§ Written task: Repeat exactly the lines from the one containing "What React, TypeScript" through the one containing "left-0 top-0 bottom-0", both lines included, please, without any other lines.

§ Provided records:
— begin —
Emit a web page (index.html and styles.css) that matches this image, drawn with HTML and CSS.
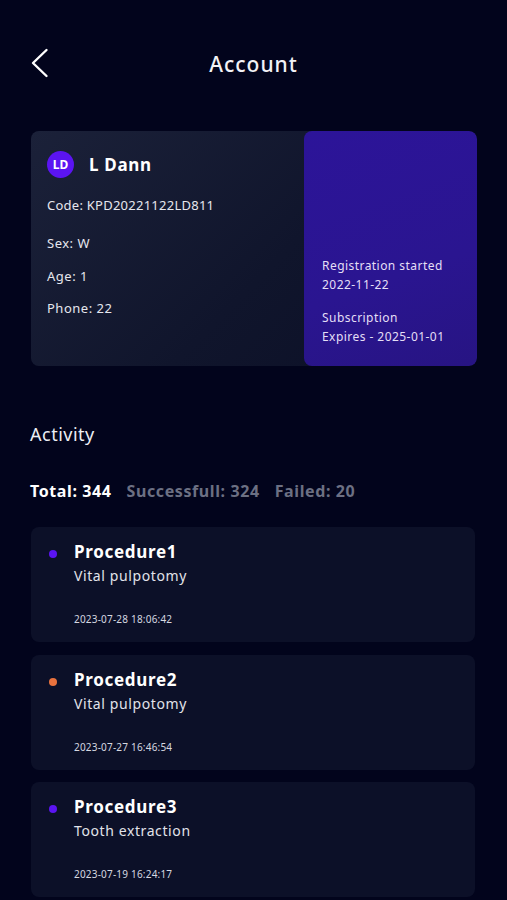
— end —
— begin —
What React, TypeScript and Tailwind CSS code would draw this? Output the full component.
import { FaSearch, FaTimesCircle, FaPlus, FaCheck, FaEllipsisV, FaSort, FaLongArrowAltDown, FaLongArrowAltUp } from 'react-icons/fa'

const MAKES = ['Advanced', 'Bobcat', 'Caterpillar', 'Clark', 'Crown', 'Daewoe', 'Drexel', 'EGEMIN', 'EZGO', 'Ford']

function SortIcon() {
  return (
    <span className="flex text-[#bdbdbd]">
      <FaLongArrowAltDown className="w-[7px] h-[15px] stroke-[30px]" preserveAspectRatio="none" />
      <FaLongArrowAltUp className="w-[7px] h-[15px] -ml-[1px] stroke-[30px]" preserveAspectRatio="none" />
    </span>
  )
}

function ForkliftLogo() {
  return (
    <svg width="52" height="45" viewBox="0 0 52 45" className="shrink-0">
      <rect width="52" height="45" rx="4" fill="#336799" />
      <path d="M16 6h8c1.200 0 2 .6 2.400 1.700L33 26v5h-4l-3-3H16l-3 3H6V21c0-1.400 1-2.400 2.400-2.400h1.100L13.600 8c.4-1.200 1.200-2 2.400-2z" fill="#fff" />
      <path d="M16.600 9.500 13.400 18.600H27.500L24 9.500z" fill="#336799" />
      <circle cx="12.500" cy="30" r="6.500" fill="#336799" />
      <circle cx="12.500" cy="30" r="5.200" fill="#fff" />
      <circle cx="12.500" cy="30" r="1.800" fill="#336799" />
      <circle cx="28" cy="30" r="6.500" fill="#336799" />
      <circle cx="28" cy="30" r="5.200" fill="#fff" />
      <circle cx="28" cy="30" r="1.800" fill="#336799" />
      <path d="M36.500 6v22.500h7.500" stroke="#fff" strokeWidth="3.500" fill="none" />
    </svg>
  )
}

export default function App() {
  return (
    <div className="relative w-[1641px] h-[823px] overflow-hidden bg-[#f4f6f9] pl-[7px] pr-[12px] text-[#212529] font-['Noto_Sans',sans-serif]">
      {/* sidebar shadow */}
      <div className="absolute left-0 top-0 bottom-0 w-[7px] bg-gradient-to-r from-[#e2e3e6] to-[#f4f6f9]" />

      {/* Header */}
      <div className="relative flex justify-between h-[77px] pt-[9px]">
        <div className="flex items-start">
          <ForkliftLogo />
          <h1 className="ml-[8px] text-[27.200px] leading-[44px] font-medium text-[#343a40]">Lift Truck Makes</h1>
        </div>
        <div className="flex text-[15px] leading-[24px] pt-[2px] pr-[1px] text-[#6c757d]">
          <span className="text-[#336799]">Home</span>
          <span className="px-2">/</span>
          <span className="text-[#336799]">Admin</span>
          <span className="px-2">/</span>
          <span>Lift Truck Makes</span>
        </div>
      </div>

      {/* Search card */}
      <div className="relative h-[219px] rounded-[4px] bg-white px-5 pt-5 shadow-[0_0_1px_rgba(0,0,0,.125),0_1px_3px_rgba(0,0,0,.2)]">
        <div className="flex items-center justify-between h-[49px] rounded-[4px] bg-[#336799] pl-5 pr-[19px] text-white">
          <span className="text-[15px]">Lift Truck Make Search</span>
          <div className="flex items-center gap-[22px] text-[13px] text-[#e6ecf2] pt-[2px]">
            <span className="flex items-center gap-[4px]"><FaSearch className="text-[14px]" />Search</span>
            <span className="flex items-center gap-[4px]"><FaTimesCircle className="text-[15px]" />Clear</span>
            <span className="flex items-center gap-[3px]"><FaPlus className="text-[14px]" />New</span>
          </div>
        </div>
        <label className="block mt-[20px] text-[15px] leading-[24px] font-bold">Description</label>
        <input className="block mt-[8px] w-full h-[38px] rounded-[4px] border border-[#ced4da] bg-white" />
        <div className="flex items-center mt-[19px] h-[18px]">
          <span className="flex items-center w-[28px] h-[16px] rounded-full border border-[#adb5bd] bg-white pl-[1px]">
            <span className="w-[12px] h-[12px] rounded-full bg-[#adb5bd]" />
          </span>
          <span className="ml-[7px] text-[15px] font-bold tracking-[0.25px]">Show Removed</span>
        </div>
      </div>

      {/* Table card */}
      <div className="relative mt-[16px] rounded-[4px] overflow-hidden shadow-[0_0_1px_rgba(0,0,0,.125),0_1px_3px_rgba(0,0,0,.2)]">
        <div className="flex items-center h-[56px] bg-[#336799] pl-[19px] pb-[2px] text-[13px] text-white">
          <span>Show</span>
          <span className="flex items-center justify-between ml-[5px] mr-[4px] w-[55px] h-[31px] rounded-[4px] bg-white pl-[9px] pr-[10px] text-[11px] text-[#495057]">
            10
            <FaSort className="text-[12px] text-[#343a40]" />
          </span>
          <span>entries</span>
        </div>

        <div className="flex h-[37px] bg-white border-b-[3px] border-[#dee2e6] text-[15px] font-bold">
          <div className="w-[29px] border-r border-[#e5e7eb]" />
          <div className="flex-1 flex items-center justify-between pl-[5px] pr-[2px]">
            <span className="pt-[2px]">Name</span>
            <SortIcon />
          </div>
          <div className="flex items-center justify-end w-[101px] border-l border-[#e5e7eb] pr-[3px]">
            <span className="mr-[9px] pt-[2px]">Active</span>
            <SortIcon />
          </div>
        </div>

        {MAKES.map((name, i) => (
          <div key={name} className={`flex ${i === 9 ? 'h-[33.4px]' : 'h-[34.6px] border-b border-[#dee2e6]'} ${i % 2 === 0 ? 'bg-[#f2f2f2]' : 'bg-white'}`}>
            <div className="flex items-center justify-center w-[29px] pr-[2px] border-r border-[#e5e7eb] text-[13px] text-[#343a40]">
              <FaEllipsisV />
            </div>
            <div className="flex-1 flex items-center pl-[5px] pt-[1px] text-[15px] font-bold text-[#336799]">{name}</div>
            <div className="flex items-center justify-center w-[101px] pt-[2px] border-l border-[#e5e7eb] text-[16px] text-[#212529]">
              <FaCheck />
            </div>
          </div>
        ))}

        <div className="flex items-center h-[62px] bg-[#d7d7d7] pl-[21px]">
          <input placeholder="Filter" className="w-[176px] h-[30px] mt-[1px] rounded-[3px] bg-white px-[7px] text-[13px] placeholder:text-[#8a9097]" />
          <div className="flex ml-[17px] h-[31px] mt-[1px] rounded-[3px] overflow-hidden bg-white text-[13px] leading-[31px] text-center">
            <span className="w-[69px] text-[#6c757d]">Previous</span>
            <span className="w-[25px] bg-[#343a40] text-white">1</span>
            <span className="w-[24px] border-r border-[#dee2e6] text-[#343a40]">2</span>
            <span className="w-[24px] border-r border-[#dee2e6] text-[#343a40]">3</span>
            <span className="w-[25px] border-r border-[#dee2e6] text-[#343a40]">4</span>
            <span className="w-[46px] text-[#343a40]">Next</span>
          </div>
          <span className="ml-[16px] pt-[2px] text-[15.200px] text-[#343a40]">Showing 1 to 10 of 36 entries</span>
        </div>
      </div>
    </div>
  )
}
— end —
§ Result for this exercise:
What React, TypeScript and Tailwind CSS code would draw this? Output the full component.
import { FaSearch, FaTimesCircle, FaPlus, FaCheck, FaEllipsisV, FaSort, FaLongArrowAltDown, FaLongArrowAltUp } from 'react-icons/fa'

const MAKES = ['Advanced', 'Bobcat', 'Caterpillar', 'Clark', 'Crown', 'Daewoe', 'Drexel', 'EGEMIN', 'EZGO', 'Ford']

function SortIcon() {
  return (
    <span className="flex text-[#bdbdbd]">
      <FaLongArrowAltDown className="w-[7px] h-[15px] stroke-[30px]" preserveAspectRatio="none" />
      <FaLongArrowAltUp className="w-[7px] h-[15px] -ml-[1px] stroke-[30px]" preserveAspectRatio="none" />
    </span>
  )
}

function ForkliftLogo() {
  return (
    <svg width="52" height="45" viewBox="0 0 52 45" className="shrink-0">
      <rect width="52" height="45" rx="4" fill="#336799" />
      <path d="M16 6h8c1.200 0 2 .6 2.400 1.700L33 26v5h-4l-3-3H16l-3 3H6V21c0-1.400 1-2.400 2.400-2.400h1.100L13.600 8c.4-1.200 1.200-2 2.400-2z" fill="#fff" />
      <path d="M16.600 9.500 13.400 18.600H27.500L24 9.500z" fill="#336799" />
      <circle cx="12.500" cy="30" r="6.500" fill="#336799" />
      <circle cx="12.500" cy="30" r="5.200" fill="#fff" />
      <circle cx="12.500" cy="30" r="1.800" fill="#336799" />
      <circle cx="28" cy="30" r="6.500" fill="#336799" />
      <circle cx="28" cy="30" r="5.200" fill="#fff" />
      <circle cx="28" cy="30" r="1.800" fill="#336799" />
      <path d="M36.500 6v22.500h7.500" stroke="#fff" strokeWidth="3.500" fill="none" />
    </svg>
  )
}

export default function App() {
  return (
    <div className="relative w-[1641px] h-[823px] overflow-hidden bg-[#f4f6f9] pl-[7px] pr-[12px] text-[#212529] font-['Noto_Sans',sans-serif]">
      {/* sidebar shadow */}
      <div className="absolute left-0 top-0 bottom-0 w-[7px] bg-gradient-to-r from-[#e2e3e6] to-[#f4f6f9]" />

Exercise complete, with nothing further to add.